## Goal
Pick out each line of the records that includes the string "drawn", and copy it.

## Records provided
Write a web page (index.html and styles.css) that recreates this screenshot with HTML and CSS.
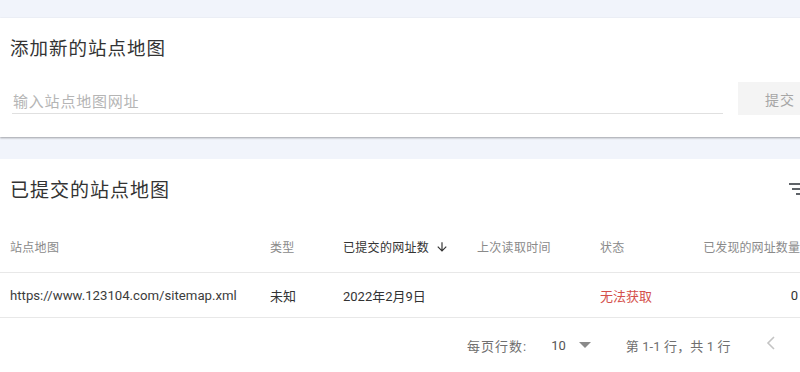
* * *
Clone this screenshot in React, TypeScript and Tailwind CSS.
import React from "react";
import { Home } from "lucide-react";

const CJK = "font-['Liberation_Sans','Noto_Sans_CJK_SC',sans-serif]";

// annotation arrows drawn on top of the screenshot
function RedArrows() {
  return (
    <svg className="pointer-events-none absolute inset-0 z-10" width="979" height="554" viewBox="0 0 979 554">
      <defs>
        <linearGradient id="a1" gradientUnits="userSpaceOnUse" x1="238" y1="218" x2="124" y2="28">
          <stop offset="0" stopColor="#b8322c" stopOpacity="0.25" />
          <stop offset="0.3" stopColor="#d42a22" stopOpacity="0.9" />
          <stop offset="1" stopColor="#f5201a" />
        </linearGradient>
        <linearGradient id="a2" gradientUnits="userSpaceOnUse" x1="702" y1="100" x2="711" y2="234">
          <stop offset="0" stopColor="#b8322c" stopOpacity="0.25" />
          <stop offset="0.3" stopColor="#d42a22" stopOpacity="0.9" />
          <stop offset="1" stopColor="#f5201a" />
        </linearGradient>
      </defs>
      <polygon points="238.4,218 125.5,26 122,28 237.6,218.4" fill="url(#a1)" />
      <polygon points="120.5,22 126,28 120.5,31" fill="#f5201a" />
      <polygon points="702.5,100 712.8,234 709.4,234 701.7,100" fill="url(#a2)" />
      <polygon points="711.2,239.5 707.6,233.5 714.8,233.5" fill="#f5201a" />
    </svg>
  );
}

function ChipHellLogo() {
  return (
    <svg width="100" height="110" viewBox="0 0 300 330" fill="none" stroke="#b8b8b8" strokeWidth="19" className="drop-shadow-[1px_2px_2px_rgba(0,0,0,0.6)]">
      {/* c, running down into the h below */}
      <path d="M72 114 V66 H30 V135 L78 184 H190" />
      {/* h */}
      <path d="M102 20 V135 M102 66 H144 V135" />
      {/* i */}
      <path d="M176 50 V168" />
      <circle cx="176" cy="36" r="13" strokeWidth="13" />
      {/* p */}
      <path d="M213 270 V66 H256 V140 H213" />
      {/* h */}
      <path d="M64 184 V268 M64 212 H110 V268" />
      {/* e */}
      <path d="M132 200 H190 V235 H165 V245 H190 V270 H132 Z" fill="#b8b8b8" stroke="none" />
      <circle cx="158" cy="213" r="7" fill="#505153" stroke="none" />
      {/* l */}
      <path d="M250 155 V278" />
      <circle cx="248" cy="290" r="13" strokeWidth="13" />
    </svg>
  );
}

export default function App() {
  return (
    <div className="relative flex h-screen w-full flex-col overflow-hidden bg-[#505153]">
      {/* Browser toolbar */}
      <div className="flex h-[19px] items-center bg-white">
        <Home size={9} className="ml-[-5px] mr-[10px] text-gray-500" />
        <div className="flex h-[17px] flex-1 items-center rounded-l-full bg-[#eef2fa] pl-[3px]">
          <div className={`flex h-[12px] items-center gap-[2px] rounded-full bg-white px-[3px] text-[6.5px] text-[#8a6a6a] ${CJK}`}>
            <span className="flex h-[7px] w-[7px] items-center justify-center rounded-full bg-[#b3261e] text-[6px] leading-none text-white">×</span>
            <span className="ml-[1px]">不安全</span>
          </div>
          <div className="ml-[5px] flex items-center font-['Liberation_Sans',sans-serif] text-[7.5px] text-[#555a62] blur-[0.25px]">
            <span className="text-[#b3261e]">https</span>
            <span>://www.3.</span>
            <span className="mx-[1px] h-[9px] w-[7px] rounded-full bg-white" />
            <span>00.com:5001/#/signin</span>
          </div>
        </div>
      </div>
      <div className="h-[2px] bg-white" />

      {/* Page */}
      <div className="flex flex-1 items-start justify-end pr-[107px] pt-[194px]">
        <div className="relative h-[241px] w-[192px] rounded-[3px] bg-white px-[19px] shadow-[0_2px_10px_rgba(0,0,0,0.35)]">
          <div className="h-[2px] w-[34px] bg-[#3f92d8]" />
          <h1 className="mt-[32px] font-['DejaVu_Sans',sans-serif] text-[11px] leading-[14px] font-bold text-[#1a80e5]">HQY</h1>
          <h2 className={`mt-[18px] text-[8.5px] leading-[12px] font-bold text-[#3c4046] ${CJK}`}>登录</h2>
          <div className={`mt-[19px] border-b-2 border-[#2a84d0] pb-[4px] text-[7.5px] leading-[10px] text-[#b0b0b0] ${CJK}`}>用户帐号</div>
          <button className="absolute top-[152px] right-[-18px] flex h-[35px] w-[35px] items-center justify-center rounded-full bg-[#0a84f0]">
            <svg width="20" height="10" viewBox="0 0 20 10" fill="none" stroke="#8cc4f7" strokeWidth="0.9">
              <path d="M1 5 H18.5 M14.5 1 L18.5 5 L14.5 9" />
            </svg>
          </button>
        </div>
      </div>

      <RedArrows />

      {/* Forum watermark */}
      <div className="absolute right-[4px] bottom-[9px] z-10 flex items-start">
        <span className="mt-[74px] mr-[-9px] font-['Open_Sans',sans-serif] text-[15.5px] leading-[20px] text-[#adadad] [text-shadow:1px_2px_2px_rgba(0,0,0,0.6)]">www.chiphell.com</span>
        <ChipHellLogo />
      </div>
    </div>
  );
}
...
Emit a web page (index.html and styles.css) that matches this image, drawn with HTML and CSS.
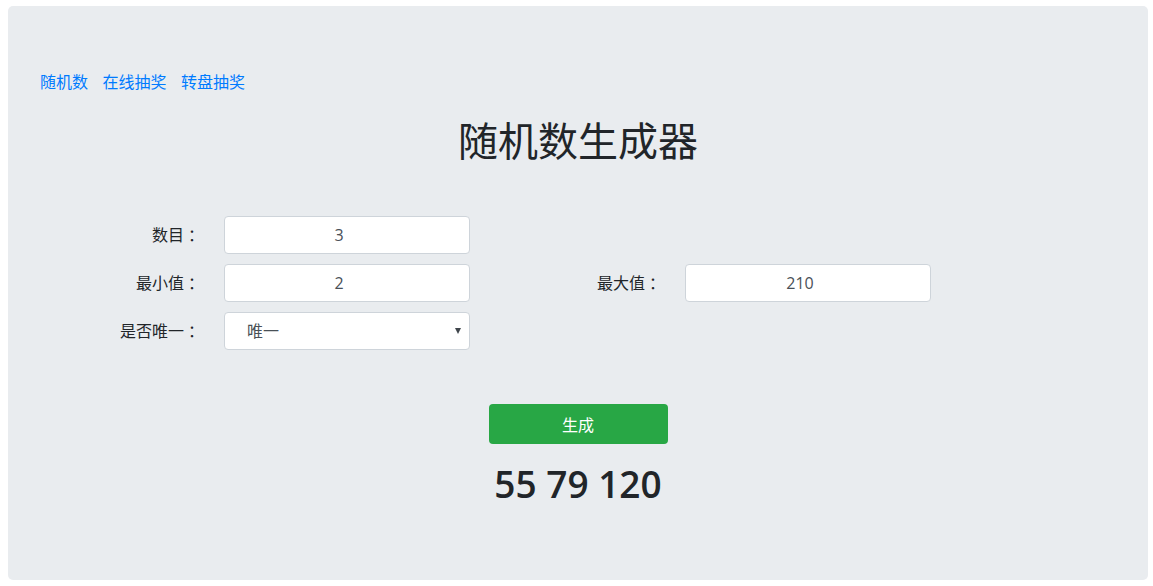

## Finished answer
// annotation arrows drawn on top of the screenshot
Emit a web page (index.html and styles.css) that matches this image, drawn with HTML and CSS.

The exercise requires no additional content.